Encryption hasn’t always been a standard on the Internet – in earlier days, most webmasters simply used HTTP, instead of the HTTPS format. HTTP means no encryption for the website. So all the private information- names, addresses, passwords, that are collected can be “heard” by any one “listening in”.
These days, many companies are moving to an encrypted traffic model. Here’s why.
Keeping Up with the Joneses
One of the most basic reasons why websites are moving to an encrypted traffic model is simply that everybody else is doing it. Recent statistics show big changes in the percentages of web pages loaded by common browsers, for example, Firefox, with secure connections.
A Credibility Question
Beyond just popularity, though, there are other reasons why companies are moving to encrypt traffic on the web.
One of the biggest reasons is that browsers themselves are moving to label unencrypted traffic more aggressively.
Google has made the change in Chrome, marking HTTP pages as “Not Secure.” That in itself makes executives think about the value of having web traffic protected with encryption.
Firefox has its own ramp-up of warnings planned as well. Both browser makers plan to mark all HTTP sites as non-secure in the future to get the whole web onto HTTPS.

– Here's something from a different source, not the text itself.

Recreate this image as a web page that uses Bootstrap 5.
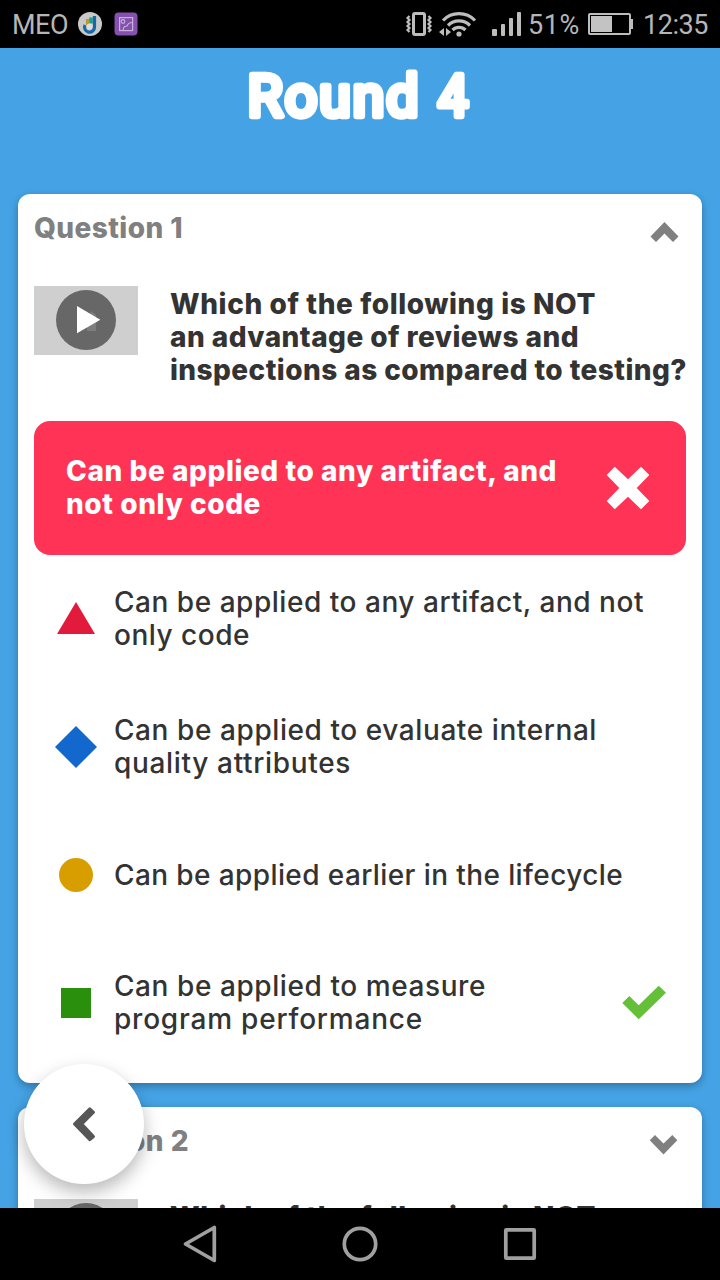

Essentially, not moving to encrypted traffic can result in the browsers themselves scaring off your customers with intimidating warning signs. You’ve probably seen how browsers throw up whole page warnings for sites without a valid SSL certificate. Most companies can’t afford to have their visitors see warnings like that.
There’s also the issue of page ranking – Google is using HTTPS secure traffic as a ranking indicator. That means you might see a downgrading in site popularity if traffic is not encrypted.
Privacy for Users
When companies move to encrypt traffic on the web, they’re also protecting their users.
Unfortunately, most users might have the same password across multiple websites. That makes them more vulnerable – it means if their password is stolen on your site, and they use the same one for their online banking, their bank accounts may be in danger!
So in this case, even if it seems like the compromising of a user’s username and password on your site isn’t a big deal on its own, it is a great risk to users who have used the same username and password as credentials to their bank accounts.
With unencrypted traffic, others can see what people are doing on the web. For any substantially functional website, that can be a big liability. For example, if someone is researching medication or treatment for a chronic illness, or researching bankruptcy, they probably don’t want those things broadcast into the world. Basic encryption is a nice active safeguard for customers.
Cybersecurity – Circling the Wagons
Companies are also keenly interested in cybersecurity. Many experts call today the “age of cyber warfare,” with distributed denial of service attacks, drive-by downloads and other threats emerging on the horizon. Encrypted traffic helps to limit access to the website’s administrative accounts that hackers can use to compromise the site and the credibility of the site’s owner.
Is your website encrypted? Encryption doesn’t have to be a complicated and laborious process, and it has its own big rewards. Think about upgrading to an encrypted and secure model for your company’s website.